§ **Supplied information**:
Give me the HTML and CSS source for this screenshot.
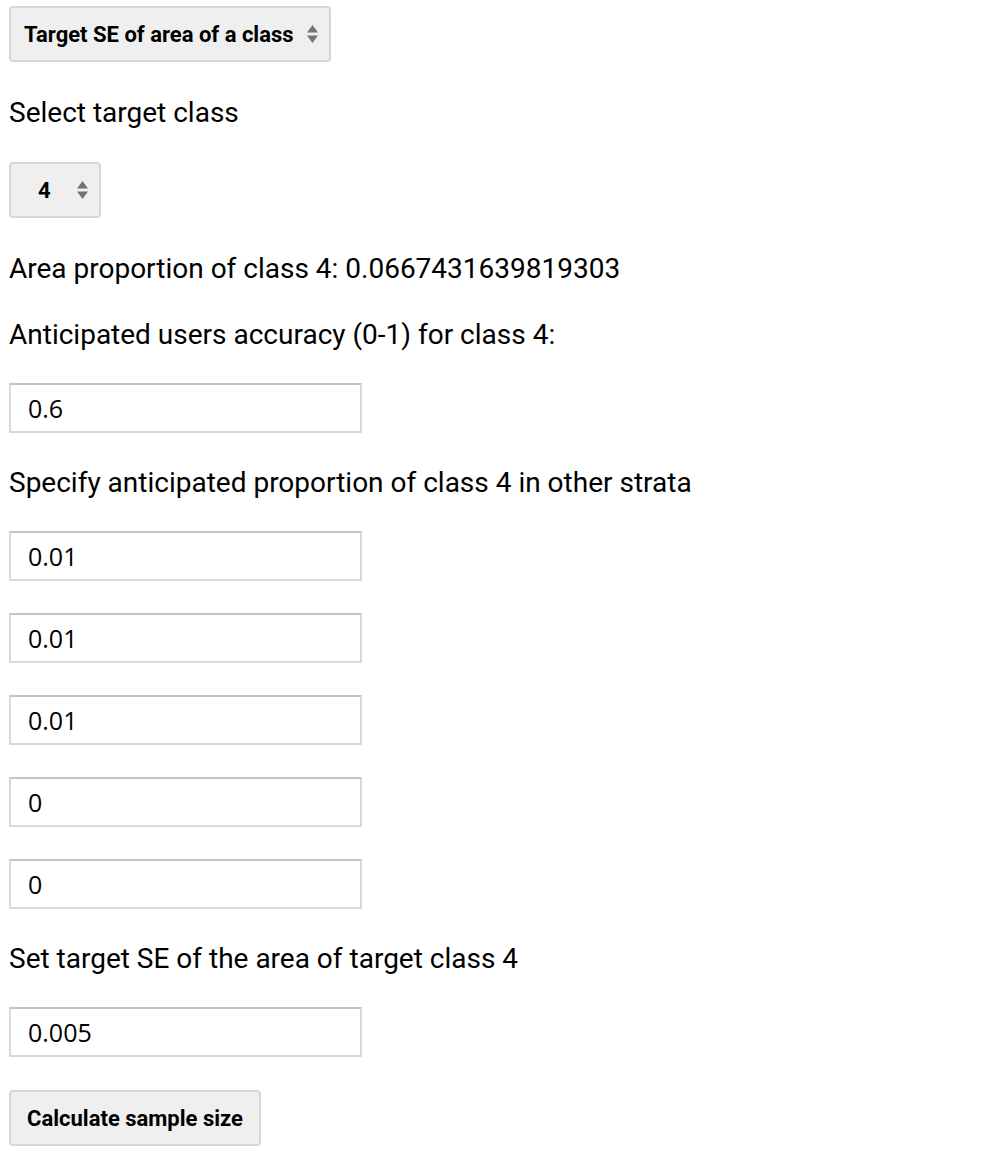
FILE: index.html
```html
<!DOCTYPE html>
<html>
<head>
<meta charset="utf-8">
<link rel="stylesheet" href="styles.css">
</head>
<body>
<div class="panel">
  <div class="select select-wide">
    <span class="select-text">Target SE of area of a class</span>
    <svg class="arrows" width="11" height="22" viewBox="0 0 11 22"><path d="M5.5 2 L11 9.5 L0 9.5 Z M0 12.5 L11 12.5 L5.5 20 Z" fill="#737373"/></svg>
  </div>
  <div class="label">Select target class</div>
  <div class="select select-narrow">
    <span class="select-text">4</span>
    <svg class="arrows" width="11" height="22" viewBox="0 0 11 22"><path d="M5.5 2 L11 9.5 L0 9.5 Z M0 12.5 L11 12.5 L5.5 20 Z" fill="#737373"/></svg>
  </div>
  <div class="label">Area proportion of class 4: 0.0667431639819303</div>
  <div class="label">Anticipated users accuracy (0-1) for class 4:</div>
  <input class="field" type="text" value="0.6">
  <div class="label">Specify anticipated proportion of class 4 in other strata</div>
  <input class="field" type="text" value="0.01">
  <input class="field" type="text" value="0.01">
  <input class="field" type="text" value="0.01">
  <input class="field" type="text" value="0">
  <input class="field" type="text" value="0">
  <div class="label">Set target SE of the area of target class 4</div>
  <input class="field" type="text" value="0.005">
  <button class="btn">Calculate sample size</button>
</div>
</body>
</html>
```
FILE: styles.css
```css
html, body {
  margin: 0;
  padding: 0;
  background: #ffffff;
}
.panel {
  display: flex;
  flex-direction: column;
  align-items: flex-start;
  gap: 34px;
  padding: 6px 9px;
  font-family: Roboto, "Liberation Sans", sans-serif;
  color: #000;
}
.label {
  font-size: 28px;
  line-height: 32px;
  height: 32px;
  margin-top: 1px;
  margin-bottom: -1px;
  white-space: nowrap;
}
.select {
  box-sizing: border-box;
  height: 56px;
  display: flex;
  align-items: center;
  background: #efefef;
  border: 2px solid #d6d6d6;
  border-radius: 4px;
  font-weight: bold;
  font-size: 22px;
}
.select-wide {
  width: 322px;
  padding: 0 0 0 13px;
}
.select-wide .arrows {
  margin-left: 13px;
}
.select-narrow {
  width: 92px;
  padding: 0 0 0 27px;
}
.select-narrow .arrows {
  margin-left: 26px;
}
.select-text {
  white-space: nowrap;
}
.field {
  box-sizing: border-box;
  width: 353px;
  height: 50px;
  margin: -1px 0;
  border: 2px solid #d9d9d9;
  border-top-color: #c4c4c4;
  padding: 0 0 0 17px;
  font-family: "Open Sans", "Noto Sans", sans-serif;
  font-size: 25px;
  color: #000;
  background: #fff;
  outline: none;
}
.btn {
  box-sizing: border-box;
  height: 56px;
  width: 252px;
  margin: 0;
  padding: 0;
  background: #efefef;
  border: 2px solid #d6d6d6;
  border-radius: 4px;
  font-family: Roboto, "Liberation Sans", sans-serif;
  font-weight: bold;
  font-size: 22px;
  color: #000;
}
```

§ **To be done**:
Copy every line of the data exactly as written, excluding the pictures.

§ **Exercise response**:
Give me the HTML and CSS source for this screenshot.
FILE: index.html
```html
<!DOCTYPE html>
<html>
<head>
<meta charset="utf-8">
<link rel="stylesheet" href="styles.css">
</head>
<body>
<div class="panel">
  <div class="select select-wide">
    <span class="select-text">Target SE of area of a class</span>
    <svg class="arrows" width="11" height="22" viewBox="0 0 11 22"><path d="M5.5 2 L11 9.5 L0 9.5 Z M0 12.5 L11 12.5 L5.5 20 Z" fill="#737373"/></svg>
  </div>
  <div class="label">Select target class</div>
  <div class="select select-narrow">
    <span class="select-text">4</span>
    <svg class="arrows" width="11" height="22" viewBox="0 0 11 22"><path d="M5.5 2 L11 9.5 L0 9.5 Z M0 12.5 L11 12.5 L5.5 20 Z" fill="#737373"/></svg>
  </div>
  <div class="label">Area proportion of class 4: 0.0667431639819303</div>
  <div class="label">Anticipated users accuracy (0-1) for class 4:</div>
  <input class="field" type="text" value="0.6">
  <div class="label">Specify anticipated proportion of class 4 in other strata</div>
  <input class="field" type="text" value="0.01">
  <input class="field" type="text" value="0.01">
  <input class="field" type="text" value="0.01">
  <input class="field" type="text" value="0">
  <input class="field" type="text" value="0">
  <div class="label">Set target SE of the area of target class 4</div>
  <input class="field" type="text" value="0.005">
  <button class="btn">Calculate sample size</button>
</div>
</body>
</html>
```
FILE: styles.css
```css
html, body {
  margin: 0;
  padding: 0;
  background: #ffffff;
}
.panel {
  display: flex;
  flex-direction: column;
  align-items: flex-start;
  gap: 34px;
  padding: 6px 9px;
  font-family: Roboto, "Liberation Sans", sans-serif;
  color: #000;
}
.label {
  font-size: 28px;
  line-height: 32px;
  height: 32px;
  margin-top: 1px;
  margin-bottom: -1px;
  white-space: nowrap;
}
.select {
  box-sizing: border-box;
  height: 56px;
  display: flex;
  align-items: center;
  background: #efefef;
  border: 2px solid #d6d6d6;
  border-radius: 4px;
  font-weight: bold;
  font-size: 22px;
}
.select-wide {
  width: 322px;
  padding: 0 0 0 13px;
}
.select-wide .arrows {
  margin-left: 13px;
}
.select-narrow {
  width: 92px;
  padding: 0 0 0 27px;
}
.select-narrow .arrows {
  margin-left: 26px;
}
.select-text {
  white-space: nowrap;
}
.field {
  box-sizing: border-box;
  width: 353px;
  height: 50px;
  margin: -1px 0;
  border: 2px solid #d9d9d9;
  border-top-color: #c4c4c4;
  padding: 0 0 0 17px;
  font-family: "Open Sans", "Noto Sans", sans-serif;
  font-size: 25px;
  color: #000;
  background: #fff;
  outline: none;
}
.btn {
  box-sizing: border-box;
  height: 56px;
  width: 252px;
  margin: 0;
  padding: 0;
  background: #efefef;
  border: 2px solid #d6d6d6;
  border-radius: 4px;
  font-family: Roboto, "Liberation Sans", sans-serif;
  font-weight: bold;
  font-size: 22px;
  color: #000;
}
```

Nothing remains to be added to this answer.